WHEREAS, Executive is
currently employed by the Company as its Chief Executive Officer
and serves as Chairman of the Company’s Board of Directors
(the “ Board ”) pursuant to that certain
Employment Agreement dated as of May 11, 2006, between the
Company and Executive (the “ Employment Agreement
”);
WHEREAS, in accordance with
the Company’s and the Executive’s transition plans,
both the Executive and the Company have determined that it is in
their mutual best interests that Executive resign as an employee of
the Company, and that their employment relationship be dissolved in
the manner set forth in this Agreement;
WHEREAS, in accordance with
the Company’s and the Executive’s transition plans,
both the Executive and the Company have determined that it is in
their mutual best interests that Executive continue to provide
consulting services to the Company and to serve on the Board
following his termination of employment; and
WHEREAS, Executive and the
Company desire to set forth the terms and conditions of the
foregoing arrangement.
NOW, THEREFORE, in
consideration of the mutual promises herein contained, the parties
agree as follows:
1. Effective Date;
Termination of Employment .
(a) Effective Date .
This Agreement shall become effective upon the occurrence of both
of the following events: (a) execution of the Agreement by the
Parties; and (b) expiration of the revocation period
applicable under the Release (as defined in Section 3(g)
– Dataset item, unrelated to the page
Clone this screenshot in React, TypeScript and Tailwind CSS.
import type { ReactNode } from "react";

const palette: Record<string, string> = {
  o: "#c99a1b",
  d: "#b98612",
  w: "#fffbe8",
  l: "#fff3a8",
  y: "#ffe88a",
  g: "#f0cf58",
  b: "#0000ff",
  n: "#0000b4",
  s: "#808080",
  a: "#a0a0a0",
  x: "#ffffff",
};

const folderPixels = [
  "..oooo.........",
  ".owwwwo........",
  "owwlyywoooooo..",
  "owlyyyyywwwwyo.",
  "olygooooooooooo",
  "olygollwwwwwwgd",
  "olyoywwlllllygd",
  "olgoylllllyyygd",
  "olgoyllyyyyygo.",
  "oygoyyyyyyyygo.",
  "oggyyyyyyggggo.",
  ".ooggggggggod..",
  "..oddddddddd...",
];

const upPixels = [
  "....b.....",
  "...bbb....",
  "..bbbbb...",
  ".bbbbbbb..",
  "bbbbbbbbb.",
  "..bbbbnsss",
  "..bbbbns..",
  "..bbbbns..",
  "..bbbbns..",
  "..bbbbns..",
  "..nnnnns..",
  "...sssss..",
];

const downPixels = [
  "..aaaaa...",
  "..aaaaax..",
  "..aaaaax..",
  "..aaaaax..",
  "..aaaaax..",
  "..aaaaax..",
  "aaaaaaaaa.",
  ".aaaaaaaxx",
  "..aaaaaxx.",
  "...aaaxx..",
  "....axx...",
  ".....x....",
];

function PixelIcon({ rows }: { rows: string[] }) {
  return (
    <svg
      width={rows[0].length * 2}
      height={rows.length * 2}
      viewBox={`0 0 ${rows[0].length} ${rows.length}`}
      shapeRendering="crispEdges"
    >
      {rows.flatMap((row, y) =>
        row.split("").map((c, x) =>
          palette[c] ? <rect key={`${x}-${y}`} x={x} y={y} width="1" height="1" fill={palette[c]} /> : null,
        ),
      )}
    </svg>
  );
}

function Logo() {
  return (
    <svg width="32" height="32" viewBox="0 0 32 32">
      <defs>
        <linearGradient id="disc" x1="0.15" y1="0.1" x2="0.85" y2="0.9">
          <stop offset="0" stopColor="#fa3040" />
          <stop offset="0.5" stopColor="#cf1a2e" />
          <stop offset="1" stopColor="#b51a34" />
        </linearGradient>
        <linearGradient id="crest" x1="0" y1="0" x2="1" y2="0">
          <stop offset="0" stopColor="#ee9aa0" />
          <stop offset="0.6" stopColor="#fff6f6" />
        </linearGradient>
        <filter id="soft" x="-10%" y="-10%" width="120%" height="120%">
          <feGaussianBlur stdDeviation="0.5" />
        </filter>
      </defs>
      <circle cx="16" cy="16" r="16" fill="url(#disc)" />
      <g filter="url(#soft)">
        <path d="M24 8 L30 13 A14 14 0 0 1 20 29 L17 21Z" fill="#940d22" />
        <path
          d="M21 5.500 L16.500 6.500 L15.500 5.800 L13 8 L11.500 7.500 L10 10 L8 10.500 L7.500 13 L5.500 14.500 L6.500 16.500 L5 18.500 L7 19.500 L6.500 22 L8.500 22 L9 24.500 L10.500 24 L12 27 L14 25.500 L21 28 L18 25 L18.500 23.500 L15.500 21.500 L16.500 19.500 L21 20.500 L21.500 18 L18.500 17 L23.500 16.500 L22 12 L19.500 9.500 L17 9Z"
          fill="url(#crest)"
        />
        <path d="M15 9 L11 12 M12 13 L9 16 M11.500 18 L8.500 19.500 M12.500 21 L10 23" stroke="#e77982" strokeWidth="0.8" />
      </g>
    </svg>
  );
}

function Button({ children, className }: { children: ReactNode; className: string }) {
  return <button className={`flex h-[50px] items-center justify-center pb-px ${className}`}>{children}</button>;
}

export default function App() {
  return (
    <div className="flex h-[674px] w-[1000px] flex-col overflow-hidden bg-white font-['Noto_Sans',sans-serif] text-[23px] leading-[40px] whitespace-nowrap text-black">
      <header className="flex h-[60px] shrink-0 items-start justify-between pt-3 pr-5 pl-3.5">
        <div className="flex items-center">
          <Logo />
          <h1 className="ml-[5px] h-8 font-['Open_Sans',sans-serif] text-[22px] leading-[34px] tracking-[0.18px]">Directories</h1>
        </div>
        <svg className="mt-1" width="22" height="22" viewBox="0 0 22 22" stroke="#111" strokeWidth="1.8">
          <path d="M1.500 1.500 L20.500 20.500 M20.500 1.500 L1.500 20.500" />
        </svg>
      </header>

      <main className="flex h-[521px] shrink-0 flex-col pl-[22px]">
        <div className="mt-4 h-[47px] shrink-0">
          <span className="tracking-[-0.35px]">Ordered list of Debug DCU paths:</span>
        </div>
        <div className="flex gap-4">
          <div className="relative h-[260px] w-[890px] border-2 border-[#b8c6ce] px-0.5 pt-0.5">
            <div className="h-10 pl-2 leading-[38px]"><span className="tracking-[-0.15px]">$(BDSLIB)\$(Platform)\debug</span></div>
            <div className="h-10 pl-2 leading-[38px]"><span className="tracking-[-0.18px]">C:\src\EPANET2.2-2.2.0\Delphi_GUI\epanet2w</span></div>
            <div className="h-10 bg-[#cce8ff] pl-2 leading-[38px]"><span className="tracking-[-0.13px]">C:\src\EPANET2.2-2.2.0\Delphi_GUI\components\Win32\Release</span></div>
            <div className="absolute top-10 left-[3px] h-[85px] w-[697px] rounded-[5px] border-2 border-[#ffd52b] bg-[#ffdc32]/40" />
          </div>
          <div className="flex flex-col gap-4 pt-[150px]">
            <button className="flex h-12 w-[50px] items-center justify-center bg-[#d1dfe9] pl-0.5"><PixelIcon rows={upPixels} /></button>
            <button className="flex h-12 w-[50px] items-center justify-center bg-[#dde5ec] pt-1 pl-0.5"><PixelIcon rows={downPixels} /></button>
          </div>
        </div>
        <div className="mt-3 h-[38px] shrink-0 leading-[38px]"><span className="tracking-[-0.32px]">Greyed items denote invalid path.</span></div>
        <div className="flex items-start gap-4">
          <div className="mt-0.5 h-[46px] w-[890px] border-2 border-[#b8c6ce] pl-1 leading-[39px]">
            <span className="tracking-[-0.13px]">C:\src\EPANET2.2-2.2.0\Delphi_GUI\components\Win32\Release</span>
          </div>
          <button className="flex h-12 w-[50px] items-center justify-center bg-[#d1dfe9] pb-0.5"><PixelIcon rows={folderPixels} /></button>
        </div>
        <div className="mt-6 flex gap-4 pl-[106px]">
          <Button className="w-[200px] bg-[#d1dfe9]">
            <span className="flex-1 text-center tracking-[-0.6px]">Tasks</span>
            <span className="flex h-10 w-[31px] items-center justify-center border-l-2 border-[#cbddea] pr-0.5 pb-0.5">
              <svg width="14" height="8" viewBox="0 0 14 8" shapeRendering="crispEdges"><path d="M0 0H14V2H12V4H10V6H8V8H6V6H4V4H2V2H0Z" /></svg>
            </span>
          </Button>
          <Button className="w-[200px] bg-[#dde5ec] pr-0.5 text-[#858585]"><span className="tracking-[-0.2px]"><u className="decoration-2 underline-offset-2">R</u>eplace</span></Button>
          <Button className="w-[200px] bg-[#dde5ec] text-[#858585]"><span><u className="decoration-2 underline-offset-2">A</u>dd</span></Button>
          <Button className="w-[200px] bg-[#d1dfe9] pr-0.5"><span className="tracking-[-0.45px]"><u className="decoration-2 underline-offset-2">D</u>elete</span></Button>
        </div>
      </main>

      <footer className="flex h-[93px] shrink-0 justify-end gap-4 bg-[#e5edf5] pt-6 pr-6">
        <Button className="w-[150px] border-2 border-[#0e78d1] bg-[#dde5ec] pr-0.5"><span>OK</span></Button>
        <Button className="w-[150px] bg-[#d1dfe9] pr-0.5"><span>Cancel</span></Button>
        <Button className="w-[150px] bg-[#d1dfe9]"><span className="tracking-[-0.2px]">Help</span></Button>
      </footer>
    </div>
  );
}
below) without any party thereto having given notice of revocation.
The date of the last to occur of the foregoing events shall be
referred to in this Agreement as the “ Effective Date
.” Until and unless both of the foregoing events occur, this
Agreement shall be null and void.
(b) Termination of
Employment Status . Executive’s employment by the Company
shall terminate effective as of February 19, 2008 (the “
Termination Date ”). Executive hereby resigns from his
position as Chief Executive Officer and Chairman (and any other
titles or officer positions he may hold) of the Company (and any of
its affiliates and subsidiaries) effective as of the Termination
Date. Executive shall execute any additional documentation
necessary to effectuate such resignations. Executive’s
personnel file at the Company will reflect that Executive
voluntarily resigned for personal reasons. Notwithstanding the
foregoing, the Company shall not oppose Executive’s claim for
unemployment benefits on the grounds that he resigned.
2. Consulting
Services.
(a) Consulting Period
. During the period commencing on the Termination Date and ending
on the second anniversary thereof (the “ Consulting
Period ”), Executive will continue to provide services to
the Company.
(b) Status as
Consultant . During the Consulting Period, Executive shall be
an independent contractor of the Company and not an
employee.
(c) Scope of Services
During Consulting Period . Executive shall devote such
percentage of his business time and effort to the performance of
his services hereunder as may be mutually agreed upon by the Chief
Executive Officer of the Company and Executive. Executive shall,
upon the request or direction of the Board or the Chief Executive
Officer of the Company, provide such additional information, advice
and assistance concerning matters that are within the scope of
Executive’s knowledge and expertise. Executive’s advice
shall be of an advisory nature and Company shall not have any
obligation to follow such advice.
(d) Availability .
Executive shall be available to provide services under this
Agreement during normal business hours (“normal business
hours” being 9:00 a.m. to 5:00 p.m. Pacific Time on any day
excluding Saturday, Sunday and any day which is a legal holiday
under the laws of the State of California or is a day on which
banking institutions located in California are authorized or
required by law or other governmental action to close). If
requested by the Board or the Chief Executive Officer of the
Company, Executive shall provide the services in person at the
principal executive offices of Company or at another location to be
mutually agreed by Executive and the Chief Executive Officer of the
Company. The Company shall reasonably accommodate Executive’s
schedule when requesting Executive’s assistance pursuant to
this Section 2(d).
(e) Continued Board
Membership . Unless Executive elects to resign, Executive shall
continue to serve as a member of the Board following the
Termination Date. Following the expiration of the Executive’s
current term on the Board, Executive will be considered for
continued membership on the Board upon the mutual agreement of the
Board and Executive. Following the Termination Date, Executive
shall be considered a non-employee member of the Board. For his
service as a non-employee member of the Board, Executive shall be
eligible to receive director fees and Stock Awards in accordance
with standard Company policy regarding such fees and Stock Awards
for non-employee members of the Board. For purposes of this
Agreement, “ Stock Awards ” means all stock
options, stock appreciation rights, restricted stock and such other
awards granted pursuant to the Company’s stock option and
equity incentive award plans or agreements and any shares of stock
issued upon exercise thereof.
3. Compensation
.
(a) Compensation Through
Termination Date . On the Termination Date, the Company shall
issue Executive his final paycheck, reflecting (a) his earned
but unpaid base salary through February 29, 2008, and
(b) all accrued, unused PTO (vacation and sick leave) due
Executive through the Termination Date. Subject to Sections 3(b)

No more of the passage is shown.